Open Letter to the Hannah-Arendt-Preis für politisches Denken e.V., the Senate of the Free Hanseatic City of Bremen, the Heinrich-Böll-Stiftung Bremen and the Heinrich-Böll-Stiftung Berlin
Ladies and Gentlemen,
next Friday, the association "Hannah Prize for Political Thought", together with the prize donors, the Böll Foundations Berlin and Bremen and the Senate of the Free Hanseatic City of Bremen, will award the Hannah Arendt Prize for Political Thought 2023 to the historian Masha Gessen.
The Deutsch-Israelische Gesellschaft Bremen/Unterweser e.V. (German-Israeli Society) calls on those responsible to suspend this decision. The recent statements by Masha Gessen in an essay in the "New Yorker" have made it clear that this would honor a person whose thinking is in clear contrast to that of Hannah Arendt. Such an honor would stand in the way of the necessary determined stand against growing anti-Semitism. In this essay, Masha Gessen trivializes the organizations that call for a political, economic and cultural boycott of Israel because Israel is – in their view – a "colonial state"; but this boycott movement has paved the way for the Hamas terrorists of October 7 to be trivialized or even celebrated as "liberation fighters" in many places.

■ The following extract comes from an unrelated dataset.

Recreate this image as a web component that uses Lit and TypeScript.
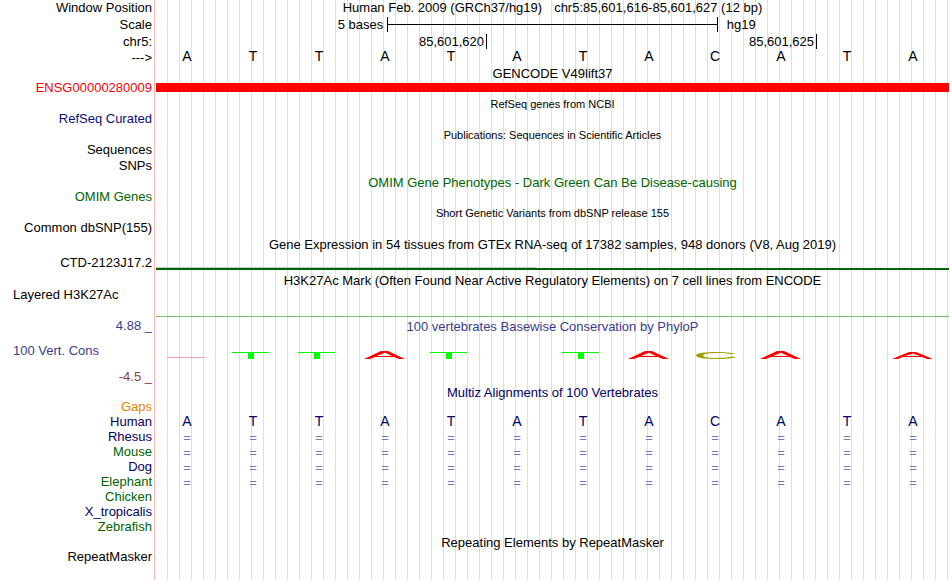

As the German-Israeli Society, we are particularly alienated by Masha Gessen's statement that Gaza was "like a Jewish ghetto in an Eastern European country occupied by Nazi Germany". Gaza has been governed by the Palestinians themselves since 2005, since the violent takeover under the dictatorial rule of Hamas. The country has received billions of dollars and euros in international aid, which Hamas has spent not on the welfare of the growing population, but on massive, aggressive armament against Israel (and the luxury life of their leadership). The border controls by Israel (and Egypt!) were intended to prevent this armament. The Nazi ghettos in Poland, Ukraine, Belarus, the Baltic States were facilities under total control of Nazi
Germany, created to systematically kill the Jews through starvation, disease and exploitation. The Jews
were deported from the ghettos to their deaths from bullets and gas.
It is incomprehensible to us how a scholar as experienced as Masha Gessen, who has made such a great contribution to the critical analysis of Russian imperialism, can seriously equate Gaza with the Nazi extermination ghettos. For us, there is only one explanation: a deep-seated and fundamental negative prejudice against the Jewish state. This has nothing to do with political judgment in the sense of Hannah Arendt.
Masha Gessen is free to hold such views, we have such discussions on many occasions these days; just as the critical assessment of Israeli politics is also a permanent part of our work as the DIG. But Masha Gessen's views should not be honored with an award that is intended to commemorate the Jewish philosopher Hannah Arendt.